NRCS is actively working on improving the delivery and administration of the RCPP. Some of the improvements will be directed at areas such as simplifying and reducing the number of agreements while still complying with statutory and regulatory requirements, streamlining and reducing evaluation criteria, reducing lengthy RCPP easement transactions, improving the RCPP Portal, consistent guidance and training for employees and partners, as well as simplifying the technical assistance structure.

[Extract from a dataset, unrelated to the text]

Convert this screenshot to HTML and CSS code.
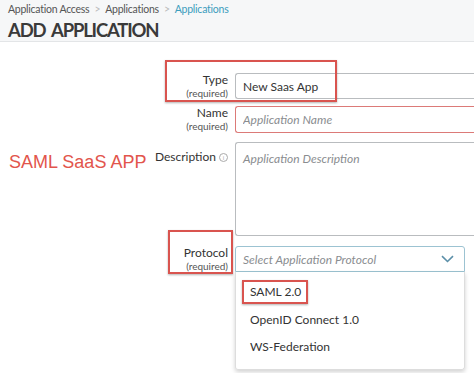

RCPP AFAs are intended to support projects and approaches that cannot be effectively carried out through RCPP Classic. RCPP AFA applications must describe the conservation approach they are proposing. The following are examples of project types that might be implemented through RCPP AFA:

  • projects that use innovative approaches to leverage the Federal investment in conservation,
  • projects that deploy a pay-for-performance conservation approach, and
  • projects that seek large-scale infrastructure investments that generate conservation benefits for agricultural producers and nonindustrial private forest owners.

Goals of the Program

Through RCPP, NRCS employs a co-investment approach through which the agency and partners collaborate to implement natural resource conservation activities. The following are four key principles of RCPP.

  • Impact
    • RCPP proposals must offer effective and compelling solutions that address one or more natural resource concerns to help solve natural resource challenges. Partners are responsible for evaluating a project’s outcomes.
  • Partner Contributions
    • By statute, partners are responsible for identifying any combination of cash and in-kind support that provides a significant portion of the overall costs of the project. Proposals will be evaluated, in part, on the contribution of non-Federal resources to the project. NRCS makes investments through the RCPP to leverage the partner’s investments in the project.
  • Partnerships and Management
    • NRCS seeks projects that integrate multiple conservation approaches, implement new technologies, build new partnerships, or effectively employ program flexibilities to deliver conservation solutions. Partners must have experience, expertise, and capacity for managing the partnership and project, providing outreach to producers, quantifying the environmental (and when possible, economic and social) outcomes of an RCPP project, and consistently providing technical assistance that follows NRCS or negotiated project-specific technical requirements. RCPP ranking criteria give priority consideration to applicants that meaningfully engage historically underserved farmers and ranchers as well as those that coordinate with other Federal, State, Tribal, or local efforts.

Priorities

  • Climate Smart Agriculture
    • NRCS strongly encourages applications that provide focus on climate mitigation. The Inflation Reduction Act specifically provides funds for RCPP to support the implementation of conservation projects that assist producers and private landowners in directly improving soil carbon, reducing nitrogen losses, or reducing, capturing, avoiding or sequestering carbon dioxide, methane, or nitrous oxide emissions.
  • Urban Agriculture
    • NRCS strongly encourages submitting RCPP proposals that address the conservation needs of urban farmers in metropolitan areas. Interest in urban agriculture continues to grow, and urban farmers face unique natural resource concerns related to energy conservation, water conservation, soil health, and the long-term protection of land
  • Historically Underserved Farmers and Ranchers
    • The RCPP’s authorizing language requires NRCS and RCPP partners to conduct outreach to historically underserved (HU) farmers and ranchers to encourage participation in RCPP projects. RCPP is also a Justice40 covered program, which is an initiative established under Executive Order 14008. NRCS defines five groups of HU farmers or ranchers: (1) beginning, (2) limited resource, (3) socially disadvantaged, (4) veterans, and (5) Indian Tribes.

Funding Information

  • Estimated Total Program Funding: $500,000,000
  • Award Ceiling: $25,000,000
  • Award Floor: $250,000

Project Period

RCPP funds awarded at the time the agreement is executed are committed by NRCS for 5 years.

Eligible Activities

RCPP eligible activities are based on existing USDA programs referred to as “covered programs” Project proposals must explicitly request funding for at least one of the following RCPP eligible activity types:

  • Land management
  • Land rental
  • Entity-held easements
  • U.S. held easements (for RCPP Classic only)
  • Public works and watersheds

Eligibility Criteria

Entities that are classified as one of the following organizational types can serve as an eligible RCPP partner:

  • An agricultural or silvicultural producer association or other group of producers.
  • A state or unit of local government.
  • An Indian Tribe.
  • A farmer cooperative.
  • A water district, irrigation district, acequia, rural water district or association, or other organization with specific water delivery authority to agricultural producers.
  • A municipal water or wastewater treatment entity.
  • An institution of higher education.
  • An organization, business or entity with an established history of working cooperatively with producers, as determined by NRCS, to address: a. local conservation priorities related to agricultural production, wildlife habitat development, or nonindustrial private forest land management; or b. critical watershed-scale soil erosion, water quality, sediment reduction, or other natural resource issues.
  • An entity, such as an Indian Tribe, state government, local government, or a nongovernmental organization, that has a farmland or grassland protection program that purchases agricultural land easements.